WHAT THE TASK REQUIRES:
Your copy of the material below should match it exactly, except that it holds no pictures.

AVAILABLE DATA:
★ ★ ★
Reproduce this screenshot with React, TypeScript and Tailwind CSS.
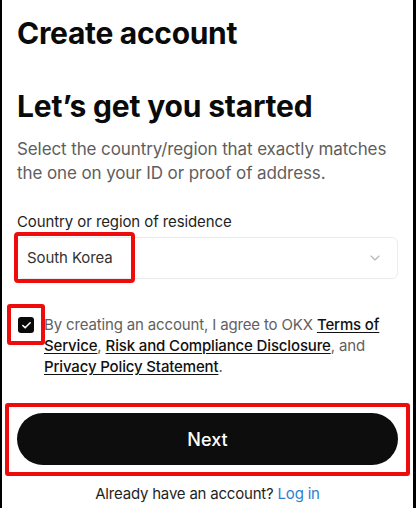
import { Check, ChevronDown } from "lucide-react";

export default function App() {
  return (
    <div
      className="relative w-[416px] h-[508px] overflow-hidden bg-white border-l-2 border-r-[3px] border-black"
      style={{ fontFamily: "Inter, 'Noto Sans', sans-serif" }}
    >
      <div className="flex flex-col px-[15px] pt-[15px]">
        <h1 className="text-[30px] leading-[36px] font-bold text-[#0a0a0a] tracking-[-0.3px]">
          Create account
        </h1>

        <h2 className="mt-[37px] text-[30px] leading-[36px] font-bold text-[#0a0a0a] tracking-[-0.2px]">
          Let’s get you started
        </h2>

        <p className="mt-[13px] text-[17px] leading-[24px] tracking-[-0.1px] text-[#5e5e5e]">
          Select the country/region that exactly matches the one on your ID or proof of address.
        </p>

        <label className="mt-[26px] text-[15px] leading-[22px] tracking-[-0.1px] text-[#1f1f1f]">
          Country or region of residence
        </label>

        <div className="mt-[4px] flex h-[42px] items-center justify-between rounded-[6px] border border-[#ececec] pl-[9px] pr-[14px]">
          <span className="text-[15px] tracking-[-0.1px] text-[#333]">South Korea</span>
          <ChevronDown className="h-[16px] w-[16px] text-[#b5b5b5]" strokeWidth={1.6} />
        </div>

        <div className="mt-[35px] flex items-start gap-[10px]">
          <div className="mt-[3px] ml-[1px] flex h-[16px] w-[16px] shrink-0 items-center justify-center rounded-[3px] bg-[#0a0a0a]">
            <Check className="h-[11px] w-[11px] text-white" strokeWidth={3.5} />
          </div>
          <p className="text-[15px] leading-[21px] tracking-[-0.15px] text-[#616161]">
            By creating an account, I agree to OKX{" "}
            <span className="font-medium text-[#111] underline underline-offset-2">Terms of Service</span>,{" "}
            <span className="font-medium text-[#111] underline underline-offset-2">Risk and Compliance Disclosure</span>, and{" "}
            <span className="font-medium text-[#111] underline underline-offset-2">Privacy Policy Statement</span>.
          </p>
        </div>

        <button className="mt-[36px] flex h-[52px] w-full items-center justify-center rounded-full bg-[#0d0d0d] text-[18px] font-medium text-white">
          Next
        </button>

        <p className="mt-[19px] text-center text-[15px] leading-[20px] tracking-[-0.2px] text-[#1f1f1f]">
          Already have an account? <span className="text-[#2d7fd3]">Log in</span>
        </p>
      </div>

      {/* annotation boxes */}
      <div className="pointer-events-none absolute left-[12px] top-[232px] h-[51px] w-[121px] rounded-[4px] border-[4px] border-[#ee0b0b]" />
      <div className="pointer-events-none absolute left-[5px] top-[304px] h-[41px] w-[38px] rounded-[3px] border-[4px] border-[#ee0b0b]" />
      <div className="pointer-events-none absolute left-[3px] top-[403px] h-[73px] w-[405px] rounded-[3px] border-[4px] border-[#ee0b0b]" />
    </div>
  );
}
★ ★ ★
EXPECTED ANSWER:
Reproduce this screenshot with React, TypeScript and Tailwind CSS.
import { Check, ChevronDown } from "lucide-react";

export default function App() {
  return (
    <div
      className="relative w-[416px] h-[508px] overflow-hidden bg-white border-l-2 border-r-[3px] border-black"
      style={{ fontFamily: "Inter, 'Noto Sans', sans-serif" }}
    >
      <div className="flex flex-col px-[15px] pt-[15px]">
        <h1 className="text-[30px] leading-[36px] font-bold text-[#0a0a0a] tracking-[-0.3px]">
          Create account
        </h1>

        <h2 className="mt-[37px] text-[30px] leading-[36px] font-bold text-[#0a0a0a] tracking-[-0.2px]">
          Let’s get you started
        </h2>

        <p className="mt-[13px] text-[17px] leading-[24px] tracking-[-0.1px] text-[#5e5e5e]">
          Select the country/region that exactly matches the one on your ID or proof of address.
        </p>

        <label className="mt-[26px] text-[15px] leading-[22px] tracking-[-0.1px] text-[#1f1f1f]">
          Country or region of residence
        </label>

        <div className="mt-[4px] flex h-[42px] items-center justify-between rounded-[6px] border border-[#ececec] pl-[9px] pr-[14px]">
          <span className="text-[15px] tracking-[-0.1px] text-[#333]">South Korea</span>
          <ChevronDown className="h-[16px] w-[16px] text-[#b5b5b5]" strokeWidth={1.6} />
        </div>

        <div className="mt-[35px] flex items-start gap-[10px]">
          <div className="mt-[3px] ml-[1px] flex h-[16px] w-[16px] shrink-0 items-center justify-center rounded-[3px] bg-[#0a0a0a]">
            <Check className="h-[11px] w-[11px] text-white" strokeWidth={3.5} />
          </div>
          <p className="text-[15px] leading-[21px] tracking-[-0.15px] text-[#616161]">
            By creating an account, I agree to OKX{" "}
            <span className="font-medium text-[#111] underline underline-offset-2">Terms of Service</span>,{" "}
            <span className="font-medium text-[#111] underline underline-offset-2">Risk and Compliance Disclosure</span>, and{" "}
            <span className="font-medium text-[#111] underline underline-offset-2">Privacy Policy Statement</span>.
          </p>
        </div>

        <button className="mt-[36px] flex h-[52px] w-full items-center justify-center rounded-full bg-[#0d0d0d] text-[18px] font-medium text-white">
          Next
        </button>

        <p className="mt-[19px] text-center text-[15px] leading-[20px] tracking-[-0.2px] text-[#1f1f1f]">
          Already have an account? <span className="text-[#2d7fd3]">Log in</span>
        </p>
      </div>

      {/* annotation boxes */}
      <div className="pointer-events-none absolute left-[12px] top-[232px] h-[51px] w-[121px] rounded-[4px] border-[4px] border-[#ee0b0b]" />
      <div className="pointer-events-none absolute left-[5px] top-[304px] h-[41px] w-[38px] rounded-[3px] border-[4px] border-[#ee0b0b]" />
      <div className="pointer-events-none absolute left-[3px] top-[403px] h-[73px] w-[405px] rounded-[3px] border-[4px] border-[#ee0b0b]" />
    </div>
  );
}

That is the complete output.